Experts agree, then, that the best strategy for surviving an encounter with icing conditions is to exit them. 
A lateral deviation to visual meteorological conditions is always a good bet if the icing is localized. If that’s not possible, climbing or descending just a few thousand feet may solve the problem. Many icing layers are shallow. CFI Miller says he advises students to think about climbing first and descending later. “If I ­descend and icing gets worse, I know I have made a wrong decision, so I need to climb back up. However, by that time, I may have enough ice that I am not able to do that,” he says. “On the other hand, if my first choice is to climb and that turns out to be a wrong decision, will I have any difficulty getting the airplane lower? No. Gravity is on my side at that point.”

That analysis assumes that descent remains an option. Sometimes that’s not the case, and so an essential part of preflight planning is looking at the terrain along your route.

“As an instrument pilot, you have to be aware of what you’re flying over,” Basile says. As terrain rises, so will minimums for en-route altitudes and vectoring, making an IFR descent impossible without declaring an emergency.

And declaring an emergency may be the smartest thing to do if your airplane isn’t equipped for ice or is unable to clear it. Schu credits her quick ­decision to declare an emergency as a major factor in saving her life.

Basile says he emphasizes the ­psychology of emergencies with his UND students. He says that even experienced pilots go through a mental process that’s like the seven stages of grief when an emergency such as icing occurs. There’s denial (this can’t be happening), then anger, bargaining, resignation (well, this just stinks) and, finally, acceptance: I have an emergency. I need to take control of the situation, and I need help.

“Successful pilots are able to go through all these steps faster. There are a lot of pilots who end up crashing because they’re still in denial,” he says.

So, by all means, summon your best piloting skills in an icing emergency. Keep your speed up and your angle of attack as close to zero as possible. Land without flaps to minimize the chance of a tailplane stall. Turn off the autopilot and manually run the trim back and forth so you can feel any control surfaces that may be starting to freeze. Learn how to land your airplane by looking out the side window in case you have conditions in which the front window is frosted over.

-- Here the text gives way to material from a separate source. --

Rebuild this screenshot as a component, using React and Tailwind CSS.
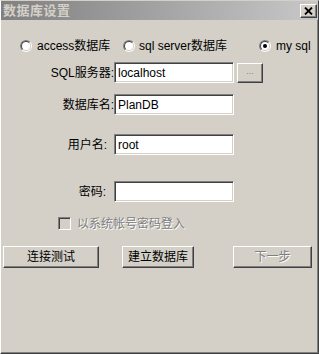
import React from "react";

const font = "font-['Liberation_Sans','Noto_Sans_CJK_SC',sans-serif]";

function Radio({ checked }) {
  return (
    <div className="w-[12px] h-[12px] rounded-full border border-t-[#808080] border-l-[#808080] border-r-white border-b-white shrink-0">
      <div className="w-full h-full rounded-full border border-t-[#404040] border-l-[#404040] border-r-[#d4d0c8] border-b-[#d4d0c8] bg-white flex items-center justify-center">
        {checked && <div className="w-[4px] h-[4px] rounded-full bg-black" />}
      </div>
    </div>
  );
}

function Input({ value }) {
  return (
    <div className="w-[120px] h-[21px] border border-t-[#808080] border-l-[#808080] border-r-white border-b-white bg-white shadow-[inset_1px_1px_0_#404040,inset_-1px_-1px_0_#d4d0c8] flex items-center pl-[3px] text-[12px] text-black leading-none">
      {value}
    </div>
  );
}

function Button({ children, w, disabled }) {
  return (
    <div
      className={`${w} h-[22px] border border-t-white border-l-white border-r-[#404040] border-b-[#404040] shadow-[inset_-1px_-1px_0_#808080] flex items-center justify-center text-[12px] leading-none ${
        disabled ? "text-[#808080] [text-shadow:1px_1px_0_#ffffff]" : "text-black"
      }`}
    >
      {children}
    </div>
  );
}

export default function App() {
  return (
    <div
      className={`${font} w-[319px] h-[354px] bg-[#d4d0c8] border border-t-[#d4d0c8] border-l-white border-r-[#404040] border-b-[#404040] shadow-[inset_-1px_-1px_0_#808080] flex flex-col overflow-hidden`}
    >
      {/* title bar */}
      <div className="h-[19px] bg-gradient-to-r from-[#808080] to-[#c8c8c8] flex items-center justify-between pl-[2px] pr-[1px]">
        <span className="text-[13px] font-bold text-[#d4d0c8] leading-none tracking-[0.5px]">
          数据库设置
        </span>
        <div className="w-[17px] h-[14px] bg-[#d4d0c8] border border-t-white border-l-white border-r-[#404040] border-b-[#404040] shadow-[inset_-1px_-1px_0_#808080] flex items-center justify-center">
          <svg width="9" height="8" viewBox="0 0 9 8">
            <path d="M1 0.5 L8 7.5 M8 0.5 L1 7.5" stroke="#000" strokeWidth="1.8" />
          </svg>
        </div>
      </div>

      {/* radios */}
      <div className="mt-[19px] h-[14px] flex items-center pl-[19px] text-[12px] text-black leading-none">
        <div className="w-[103px] flex items-center gap-[5px]">
          <Radio />
          <span>access数据库</span>
        </div>
        <div className="w-[136px] flex items-center gap-[4px]">
          <Radio />
          <span>sql server数据库</span>
        </div>
        <div className="flex items-center gap-[5px]">
          <Radio checked />
          <span>my sql</span>
        </div>
      </div>

      {/* form rows */}
      <div className="mt-[9px] flex items-center text-[12px] text-black">
        <div className="w-[113px] text-right leading-none">SQL服务器:</div>
        <Input value="localhost" />
        <div className="ml-[3px] w-[26px] h-[20px] border border-t-white border-l-white border-r-[#404040] border-b-[#404040] shadow-[inset_-1px_-1px_0_#808080] flex items-center justify-center text-[9px] text-[#808080] leading-none pb-[2px]">
          ...
        </div>
      </div>
      <div className="mt-[11px] flex items-center text-[12px] text-black">
        <div className="w-[113px] text-right leading-none">数据库名:</div>
        <Input value="PlanDB" />
      </div>
      <div className="mt-[19px] flex items-center text-[12px] text-black">
        <div className="w-[113px] text-right leading-none pr-[7px]">用户名:</div>
        <Input value="root" />
      </div>
      <div className="mt-[26px] flex items-center text-[12px] text-black">
        <div className="w-[113px] text-right leading-none pr-[8px]">密码:</div>
        <Input value="" />
      </div>

      {/* checkbox */}
      <div className="mt-[15px] h-[13px] flex items-center pl-[57px] gap-[6px] text-[12px] leading-none">
        <div className="w-[13px] h-[13px] border border-t-[#808080] border-l-[#808080] border-r-white border-b-white shadow-[inset_1px_1px_0_#404040,inset_-1px_-1px_0_#d4d0c8] bg-[#d4d0c8]" />
        <span className="text-[#808080] [text-shadow:1px_1px_0_#ffffff]">以系统帐号密码登入</span>
      </div>

      {/* buttons */}
      <div className="mt-[16px] flex items-center pl-[2px]">
        <Button w="w-[96px]">连接测试</Button>
        <div className="ml-[23px]">
          <Button w="w-[72px]">建立数据库</Button>
        </div>
        <div className="ml-[39px]">
          <Button w="w-[79px]" disabled>
            下一步
          </Button>
        </div>
      </div>
    </div>
  );
}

But get help first while you’re busy with all of that. Once you invoke the all-powerful authority of an emergency, you have permission to deviate from any regulation.

Some tools that our experts identified in an emergency are to ask the air traffic controller to activate low-altitude radar and give you a descent below minimum vectoring altitudes; let ATC violate separation standards to get you lower faster; ask for a radar-contact approach; and use the controller to help you find an airport with better weather and vector you there.

Schu says that emergencies, including icing, have become an essential part of her oral examination with prospective instrument, commercial and multiengine pilots.

“I’ve heard people say, ‘Well, I wasn’t too far from the ground. I figured I could handle [an emergency].’ Are you kidding me? You’re going to be number three in the pattern? If you just tell the controller, and you live through it, they’ll be so happy for you,” Schu says. People worry about all the paperwork that might come from ­admitting a mistake. “You know if you die,” she said, “there’s even ­more paperwork for them.”